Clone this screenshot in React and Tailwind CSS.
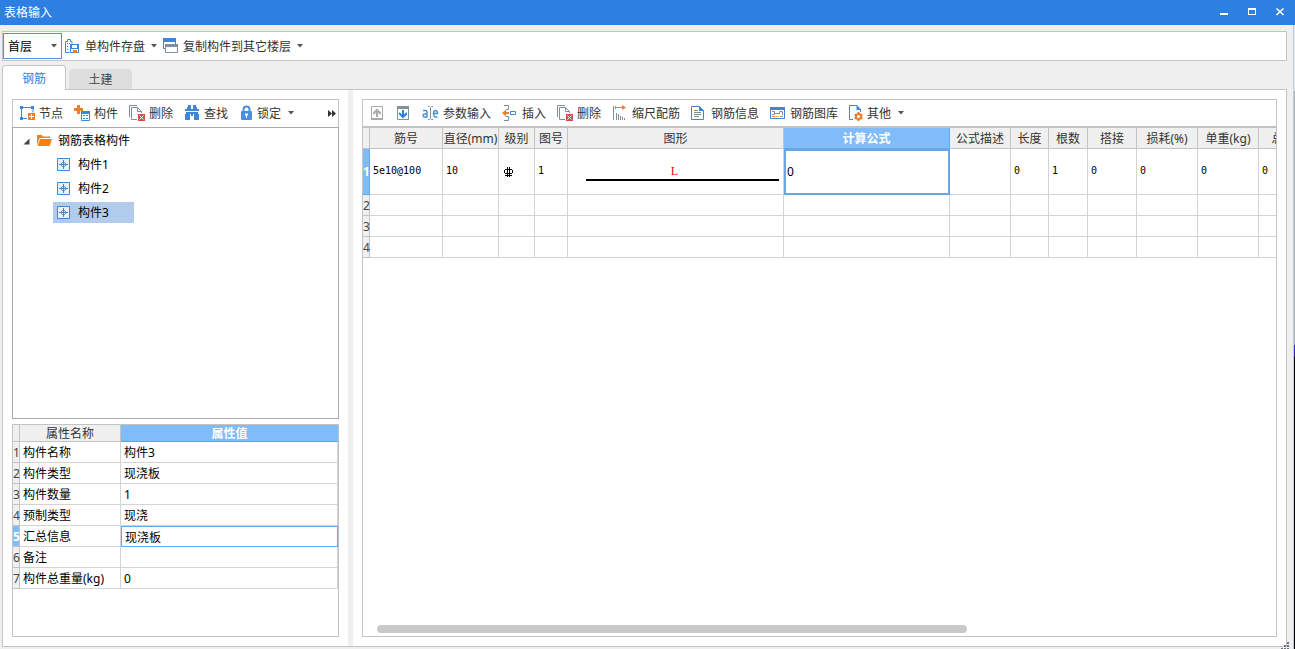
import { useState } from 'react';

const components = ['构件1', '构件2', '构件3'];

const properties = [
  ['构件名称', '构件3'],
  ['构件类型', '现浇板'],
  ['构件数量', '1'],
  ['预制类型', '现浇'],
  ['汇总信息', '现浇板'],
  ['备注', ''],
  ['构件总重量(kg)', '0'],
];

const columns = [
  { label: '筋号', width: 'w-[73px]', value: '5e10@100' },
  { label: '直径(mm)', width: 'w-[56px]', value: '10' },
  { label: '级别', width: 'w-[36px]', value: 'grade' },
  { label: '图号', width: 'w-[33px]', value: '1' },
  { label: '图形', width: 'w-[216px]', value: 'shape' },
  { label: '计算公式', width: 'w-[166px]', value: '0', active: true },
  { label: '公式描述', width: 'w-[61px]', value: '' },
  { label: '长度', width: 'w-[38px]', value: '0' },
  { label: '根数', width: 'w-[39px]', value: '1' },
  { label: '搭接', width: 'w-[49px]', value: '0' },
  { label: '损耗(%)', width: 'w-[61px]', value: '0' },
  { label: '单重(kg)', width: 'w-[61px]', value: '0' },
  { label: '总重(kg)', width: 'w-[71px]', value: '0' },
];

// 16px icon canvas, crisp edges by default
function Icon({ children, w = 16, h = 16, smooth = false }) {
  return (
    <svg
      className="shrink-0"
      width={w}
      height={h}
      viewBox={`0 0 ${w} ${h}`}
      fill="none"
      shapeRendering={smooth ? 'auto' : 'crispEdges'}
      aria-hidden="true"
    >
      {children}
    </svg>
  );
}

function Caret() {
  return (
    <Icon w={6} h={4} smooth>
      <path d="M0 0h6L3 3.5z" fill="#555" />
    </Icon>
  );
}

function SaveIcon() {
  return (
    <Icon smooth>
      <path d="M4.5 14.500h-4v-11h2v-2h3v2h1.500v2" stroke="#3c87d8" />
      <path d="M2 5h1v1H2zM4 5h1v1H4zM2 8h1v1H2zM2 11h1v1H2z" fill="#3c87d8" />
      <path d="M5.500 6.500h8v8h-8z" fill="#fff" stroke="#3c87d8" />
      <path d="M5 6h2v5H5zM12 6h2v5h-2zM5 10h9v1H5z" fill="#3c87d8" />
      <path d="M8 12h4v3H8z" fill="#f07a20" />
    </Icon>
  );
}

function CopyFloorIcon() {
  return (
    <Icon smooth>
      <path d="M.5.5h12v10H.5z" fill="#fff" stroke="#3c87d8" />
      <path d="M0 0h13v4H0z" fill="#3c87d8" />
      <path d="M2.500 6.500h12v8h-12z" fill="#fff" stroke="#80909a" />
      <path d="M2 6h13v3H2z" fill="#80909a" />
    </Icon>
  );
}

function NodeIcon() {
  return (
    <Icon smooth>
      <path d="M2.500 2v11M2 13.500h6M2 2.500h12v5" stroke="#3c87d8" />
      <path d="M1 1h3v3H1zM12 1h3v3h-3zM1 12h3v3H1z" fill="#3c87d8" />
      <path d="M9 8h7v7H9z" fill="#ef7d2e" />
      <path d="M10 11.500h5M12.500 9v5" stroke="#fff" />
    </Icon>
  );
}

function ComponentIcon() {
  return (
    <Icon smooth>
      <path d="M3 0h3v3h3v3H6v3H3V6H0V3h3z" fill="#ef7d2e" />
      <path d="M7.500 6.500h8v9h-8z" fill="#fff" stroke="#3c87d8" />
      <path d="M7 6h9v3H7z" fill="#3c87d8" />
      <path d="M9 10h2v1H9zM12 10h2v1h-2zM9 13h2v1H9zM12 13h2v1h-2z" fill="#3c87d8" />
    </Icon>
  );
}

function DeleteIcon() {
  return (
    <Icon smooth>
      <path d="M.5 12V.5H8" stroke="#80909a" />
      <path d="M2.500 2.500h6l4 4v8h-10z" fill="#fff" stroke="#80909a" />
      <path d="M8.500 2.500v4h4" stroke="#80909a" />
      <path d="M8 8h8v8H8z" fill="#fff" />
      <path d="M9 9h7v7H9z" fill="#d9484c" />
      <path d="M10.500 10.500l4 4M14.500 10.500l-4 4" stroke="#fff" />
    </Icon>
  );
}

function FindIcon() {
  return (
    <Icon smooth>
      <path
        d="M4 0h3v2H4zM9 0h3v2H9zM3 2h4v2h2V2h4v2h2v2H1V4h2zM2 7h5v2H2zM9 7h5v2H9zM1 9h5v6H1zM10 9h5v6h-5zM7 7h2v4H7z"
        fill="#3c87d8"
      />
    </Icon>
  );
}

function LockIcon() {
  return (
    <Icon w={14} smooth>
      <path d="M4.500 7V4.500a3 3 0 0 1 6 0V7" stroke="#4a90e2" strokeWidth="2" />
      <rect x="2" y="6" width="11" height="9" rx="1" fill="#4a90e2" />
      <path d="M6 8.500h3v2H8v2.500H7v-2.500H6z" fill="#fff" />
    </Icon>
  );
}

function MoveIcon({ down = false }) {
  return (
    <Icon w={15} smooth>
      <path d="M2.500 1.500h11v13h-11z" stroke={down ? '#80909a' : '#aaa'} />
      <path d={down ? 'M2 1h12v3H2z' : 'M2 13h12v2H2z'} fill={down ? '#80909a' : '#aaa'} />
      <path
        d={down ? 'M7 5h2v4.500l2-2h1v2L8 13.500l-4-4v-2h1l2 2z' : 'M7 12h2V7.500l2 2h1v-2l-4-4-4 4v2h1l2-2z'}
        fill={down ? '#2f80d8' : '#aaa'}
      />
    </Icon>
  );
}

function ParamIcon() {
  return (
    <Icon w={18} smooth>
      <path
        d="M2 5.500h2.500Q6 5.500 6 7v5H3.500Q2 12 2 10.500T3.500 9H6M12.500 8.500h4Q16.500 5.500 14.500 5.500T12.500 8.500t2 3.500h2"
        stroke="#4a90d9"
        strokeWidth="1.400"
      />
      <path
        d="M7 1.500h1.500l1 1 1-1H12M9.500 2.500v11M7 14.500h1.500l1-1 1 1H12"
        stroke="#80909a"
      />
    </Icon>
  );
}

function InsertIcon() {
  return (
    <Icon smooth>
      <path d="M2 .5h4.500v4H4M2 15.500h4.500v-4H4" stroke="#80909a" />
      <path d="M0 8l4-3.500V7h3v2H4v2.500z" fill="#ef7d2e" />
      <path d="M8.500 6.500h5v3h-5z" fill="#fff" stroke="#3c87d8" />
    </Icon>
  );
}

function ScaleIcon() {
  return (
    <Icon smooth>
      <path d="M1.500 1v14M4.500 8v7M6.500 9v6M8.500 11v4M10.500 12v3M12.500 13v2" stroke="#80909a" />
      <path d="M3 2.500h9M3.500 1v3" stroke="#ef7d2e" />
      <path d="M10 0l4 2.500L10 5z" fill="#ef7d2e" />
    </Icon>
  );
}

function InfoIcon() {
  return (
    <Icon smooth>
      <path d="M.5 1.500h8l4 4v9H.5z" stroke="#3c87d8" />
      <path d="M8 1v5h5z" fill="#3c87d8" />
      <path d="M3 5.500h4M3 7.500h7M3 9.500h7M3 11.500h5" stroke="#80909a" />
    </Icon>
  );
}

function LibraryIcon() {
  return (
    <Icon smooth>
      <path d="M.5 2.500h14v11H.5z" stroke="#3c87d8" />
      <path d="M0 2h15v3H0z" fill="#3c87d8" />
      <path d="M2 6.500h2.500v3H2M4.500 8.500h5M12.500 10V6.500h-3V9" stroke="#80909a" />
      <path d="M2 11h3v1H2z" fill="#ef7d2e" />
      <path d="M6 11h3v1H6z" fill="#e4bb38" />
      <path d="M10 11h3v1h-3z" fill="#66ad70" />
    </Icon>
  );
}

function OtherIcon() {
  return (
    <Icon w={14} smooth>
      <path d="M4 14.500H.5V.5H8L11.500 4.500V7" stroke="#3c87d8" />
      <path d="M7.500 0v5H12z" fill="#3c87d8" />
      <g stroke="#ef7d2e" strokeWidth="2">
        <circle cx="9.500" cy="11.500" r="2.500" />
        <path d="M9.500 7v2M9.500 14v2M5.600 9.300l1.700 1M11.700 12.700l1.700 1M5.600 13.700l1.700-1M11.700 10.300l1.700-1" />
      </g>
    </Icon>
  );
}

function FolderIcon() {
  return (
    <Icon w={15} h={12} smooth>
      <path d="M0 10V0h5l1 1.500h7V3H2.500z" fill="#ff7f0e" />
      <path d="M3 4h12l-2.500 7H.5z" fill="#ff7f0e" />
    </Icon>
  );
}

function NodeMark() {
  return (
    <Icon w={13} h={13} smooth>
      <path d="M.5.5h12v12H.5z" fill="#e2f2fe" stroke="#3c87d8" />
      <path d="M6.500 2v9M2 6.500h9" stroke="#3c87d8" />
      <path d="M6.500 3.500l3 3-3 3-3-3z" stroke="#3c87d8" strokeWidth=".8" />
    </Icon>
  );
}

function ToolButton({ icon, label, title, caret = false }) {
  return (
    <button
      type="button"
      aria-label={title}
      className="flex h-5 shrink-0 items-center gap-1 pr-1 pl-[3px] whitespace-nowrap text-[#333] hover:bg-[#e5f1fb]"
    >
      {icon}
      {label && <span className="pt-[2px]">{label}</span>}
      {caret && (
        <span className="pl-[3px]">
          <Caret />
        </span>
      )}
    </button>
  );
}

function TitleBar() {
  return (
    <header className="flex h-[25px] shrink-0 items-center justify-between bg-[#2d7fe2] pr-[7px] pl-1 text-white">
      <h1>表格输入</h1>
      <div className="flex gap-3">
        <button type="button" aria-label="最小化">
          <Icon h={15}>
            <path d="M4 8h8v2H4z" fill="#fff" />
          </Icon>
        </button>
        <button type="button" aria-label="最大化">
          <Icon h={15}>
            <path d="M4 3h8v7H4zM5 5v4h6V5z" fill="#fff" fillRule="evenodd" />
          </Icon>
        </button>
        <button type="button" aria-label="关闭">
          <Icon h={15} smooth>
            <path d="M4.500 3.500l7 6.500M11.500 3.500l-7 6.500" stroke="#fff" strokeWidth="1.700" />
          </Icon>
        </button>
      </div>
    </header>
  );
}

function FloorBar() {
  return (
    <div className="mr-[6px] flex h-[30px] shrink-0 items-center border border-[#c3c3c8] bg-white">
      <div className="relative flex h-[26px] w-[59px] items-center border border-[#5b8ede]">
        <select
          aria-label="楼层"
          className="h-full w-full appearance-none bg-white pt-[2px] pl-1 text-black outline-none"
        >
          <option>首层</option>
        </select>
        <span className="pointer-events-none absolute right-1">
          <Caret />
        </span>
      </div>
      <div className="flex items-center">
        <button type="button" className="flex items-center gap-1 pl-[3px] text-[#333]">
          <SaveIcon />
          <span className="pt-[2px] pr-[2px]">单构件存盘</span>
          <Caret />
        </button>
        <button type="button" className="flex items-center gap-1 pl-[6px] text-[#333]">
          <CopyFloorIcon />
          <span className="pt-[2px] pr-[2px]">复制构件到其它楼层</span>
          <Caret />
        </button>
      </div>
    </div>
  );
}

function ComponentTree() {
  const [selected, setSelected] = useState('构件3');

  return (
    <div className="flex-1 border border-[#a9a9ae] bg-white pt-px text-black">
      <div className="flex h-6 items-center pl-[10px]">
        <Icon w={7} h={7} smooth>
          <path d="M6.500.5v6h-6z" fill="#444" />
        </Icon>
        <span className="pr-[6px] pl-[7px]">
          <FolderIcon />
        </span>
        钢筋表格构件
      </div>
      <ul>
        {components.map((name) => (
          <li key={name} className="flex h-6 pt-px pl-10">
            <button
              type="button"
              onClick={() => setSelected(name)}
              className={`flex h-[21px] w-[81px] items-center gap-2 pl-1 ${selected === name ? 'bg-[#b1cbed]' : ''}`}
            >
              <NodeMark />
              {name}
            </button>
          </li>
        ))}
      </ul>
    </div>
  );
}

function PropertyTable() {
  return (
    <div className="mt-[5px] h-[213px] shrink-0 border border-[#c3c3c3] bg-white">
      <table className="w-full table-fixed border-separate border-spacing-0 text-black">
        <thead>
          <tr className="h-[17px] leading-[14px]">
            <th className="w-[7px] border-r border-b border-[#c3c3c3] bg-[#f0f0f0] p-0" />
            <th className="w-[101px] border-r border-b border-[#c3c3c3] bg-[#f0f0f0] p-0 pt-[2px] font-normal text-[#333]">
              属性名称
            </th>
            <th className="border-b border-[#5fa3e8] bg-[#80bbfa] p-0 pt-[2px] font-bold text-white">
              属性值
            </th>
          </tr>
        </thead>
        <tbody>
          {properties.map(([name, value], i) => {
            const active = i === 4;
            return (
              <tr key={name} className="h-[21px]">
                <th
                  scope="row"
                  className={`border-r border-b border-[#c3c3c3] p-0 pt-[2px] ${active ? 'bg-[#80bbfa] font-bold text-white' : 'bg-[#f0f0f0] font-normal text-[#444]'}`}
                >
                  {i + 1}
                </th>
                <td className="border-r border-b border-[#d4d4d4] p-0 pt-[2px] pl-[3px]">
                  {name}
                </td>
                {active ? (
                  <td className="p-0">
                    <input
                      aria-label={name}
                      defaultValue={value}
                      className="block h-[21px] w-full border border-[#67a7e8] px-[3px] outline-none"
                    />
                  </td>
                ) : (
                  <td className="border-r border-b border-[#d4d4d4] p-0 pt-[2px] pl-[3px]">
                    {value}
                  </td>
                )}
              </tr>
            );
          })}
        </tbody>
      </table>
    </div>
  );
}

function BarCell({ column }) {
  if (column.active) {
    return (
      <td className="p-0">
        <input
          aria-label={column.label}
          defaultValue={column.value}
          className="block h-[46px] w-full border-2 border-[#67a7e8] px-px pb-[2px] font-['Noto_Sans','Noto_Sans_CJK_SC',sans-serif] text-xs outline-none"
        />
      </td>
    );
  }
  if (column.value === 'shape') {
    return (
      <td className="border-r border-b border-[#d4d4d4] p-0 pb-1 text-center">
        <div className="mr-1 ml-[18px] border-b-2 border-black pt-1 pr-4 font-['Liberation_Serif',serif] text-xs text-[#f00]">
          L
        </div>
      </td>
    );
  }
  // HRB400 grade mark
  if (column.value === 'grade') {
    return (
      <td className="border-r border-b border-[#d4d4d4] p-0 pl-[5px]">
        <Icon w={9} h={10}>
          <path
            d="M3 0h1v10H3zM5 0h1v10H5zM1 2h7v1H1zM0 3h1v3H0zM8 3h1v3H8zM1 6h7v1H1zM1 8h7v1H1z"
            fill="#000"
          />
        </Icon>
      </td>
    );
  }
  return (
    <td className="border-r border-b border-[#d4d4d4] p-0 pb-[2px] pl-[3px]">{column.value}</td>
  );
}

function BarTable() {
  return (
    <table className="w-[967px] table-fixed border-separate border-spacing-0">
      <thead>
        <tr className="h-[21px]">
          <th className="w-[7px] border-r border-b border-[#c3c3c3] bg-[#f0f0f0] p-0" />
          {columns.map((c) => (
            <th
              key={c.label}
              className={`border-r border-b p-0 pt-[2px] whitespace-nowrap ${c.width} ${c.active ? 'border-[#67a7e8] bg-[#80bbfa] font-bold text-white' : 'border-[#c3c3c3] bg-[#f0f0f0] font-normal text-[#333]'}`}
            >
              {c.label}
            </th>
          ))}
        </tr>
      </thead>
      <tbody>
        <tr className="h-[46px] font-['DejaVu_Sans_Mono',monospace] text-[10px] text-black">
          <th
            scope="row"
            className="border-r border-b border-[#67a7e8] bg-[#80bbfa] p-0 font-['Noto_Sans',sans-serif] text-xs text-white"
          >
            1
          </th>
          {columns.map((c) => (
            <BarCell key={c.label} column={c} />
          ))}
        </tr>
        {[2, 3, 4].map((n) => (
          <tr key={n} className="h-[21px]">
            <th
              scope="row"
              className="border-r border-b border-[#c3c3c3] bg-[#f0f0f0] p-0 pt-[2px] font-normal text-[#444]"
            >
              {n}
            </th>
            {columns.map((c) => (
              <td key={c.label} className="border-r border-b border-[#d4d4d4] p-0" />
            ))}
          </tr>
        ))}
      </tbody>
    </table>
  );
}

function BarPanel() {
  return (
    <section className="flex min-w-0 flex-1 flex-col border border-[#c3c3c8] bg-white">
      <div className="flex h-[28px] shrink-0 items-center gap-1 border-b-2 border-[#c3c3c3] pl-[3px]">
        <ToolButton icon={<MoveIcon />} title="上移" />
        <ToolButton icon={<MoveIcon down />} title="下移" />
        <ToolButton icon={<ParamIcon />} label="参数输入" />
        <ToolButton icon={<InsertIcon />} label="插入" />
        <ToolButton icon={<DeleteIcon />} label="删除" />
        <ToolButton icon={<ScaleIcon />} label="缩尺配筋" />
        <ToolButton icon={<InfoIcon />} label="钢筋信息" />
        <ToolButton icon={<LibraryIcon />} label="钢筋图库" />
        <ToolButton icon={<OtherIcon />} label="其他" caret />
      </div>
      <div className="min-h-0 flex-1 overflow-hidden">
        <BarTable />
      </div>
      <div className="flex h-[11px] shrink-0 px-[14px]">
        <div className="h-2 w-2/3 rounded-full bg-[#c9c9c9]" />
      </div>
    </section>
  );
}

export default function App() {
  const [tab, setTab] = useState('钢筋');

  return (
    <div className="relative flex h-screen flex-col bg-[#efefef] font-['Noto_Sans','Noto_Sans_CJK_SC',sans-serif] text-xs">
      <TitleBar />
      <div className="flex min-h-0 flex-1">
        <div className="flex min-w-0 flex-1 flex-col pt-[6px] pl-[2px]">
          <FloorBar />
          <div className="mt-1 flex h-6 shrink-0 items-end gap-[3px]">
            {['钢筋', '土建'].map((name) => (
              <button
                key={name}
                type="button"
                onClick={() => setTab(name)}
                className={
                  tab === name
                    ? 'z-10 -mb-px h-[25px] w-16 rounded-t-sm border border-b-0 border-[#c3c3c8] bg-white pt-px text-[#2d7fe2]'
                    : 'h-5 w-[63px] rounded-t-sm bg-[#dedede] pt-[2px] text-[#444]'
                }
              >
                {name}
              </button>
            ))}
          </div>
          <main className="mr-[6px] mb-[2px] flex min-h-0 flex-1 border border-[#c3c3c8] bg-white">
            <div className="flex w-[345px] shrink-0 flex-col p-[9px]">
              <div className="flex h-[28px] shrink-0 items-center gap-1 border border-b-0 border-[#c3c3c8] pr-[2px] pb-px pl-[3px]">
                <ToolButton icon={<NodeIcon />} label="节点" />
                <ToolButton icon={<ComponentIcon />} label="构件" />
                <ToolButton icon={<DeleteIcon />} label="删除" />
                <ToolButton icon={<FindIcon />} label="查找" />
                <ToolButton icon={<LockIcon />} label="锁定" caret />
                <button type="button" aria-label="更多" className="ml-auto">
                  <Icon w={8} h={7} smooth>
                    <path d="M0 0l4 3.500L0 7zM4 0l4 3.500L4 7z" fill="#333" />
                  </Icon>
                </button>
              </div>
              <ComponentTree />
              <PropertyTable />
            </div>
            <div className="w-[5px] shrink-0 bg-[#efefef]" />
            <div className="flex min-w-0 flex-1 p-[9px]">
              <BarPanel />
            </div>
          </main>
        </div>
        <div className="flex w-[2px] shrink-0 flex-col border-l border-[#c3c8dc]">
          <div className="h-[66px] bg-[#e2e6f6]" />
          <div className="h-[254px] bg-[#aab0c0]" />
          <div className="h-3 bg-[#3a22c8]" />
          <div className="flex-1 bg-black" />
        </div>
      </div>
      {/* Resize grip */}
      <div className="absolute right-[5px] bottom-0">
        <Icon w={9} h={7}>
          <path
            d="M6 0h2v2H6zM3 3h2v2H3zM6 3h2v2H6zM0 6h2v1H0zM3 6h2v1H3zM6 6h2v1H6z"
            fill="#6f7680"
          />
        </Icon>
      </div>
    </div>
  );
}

--- --- ---

#### [TASK OBJECTIVE]
Give again, word for word, every line from the top of the data above to the line holding "const components = ['构件1', '构件2', '构件3'];", inclusive, with the pictures left out.

#### [CORRECT RESPONSE]
Clone this screenshot in React and Tailwind CSS.
import { useState } from 'react';

const components = ['构件1', '构件2', '构件3'];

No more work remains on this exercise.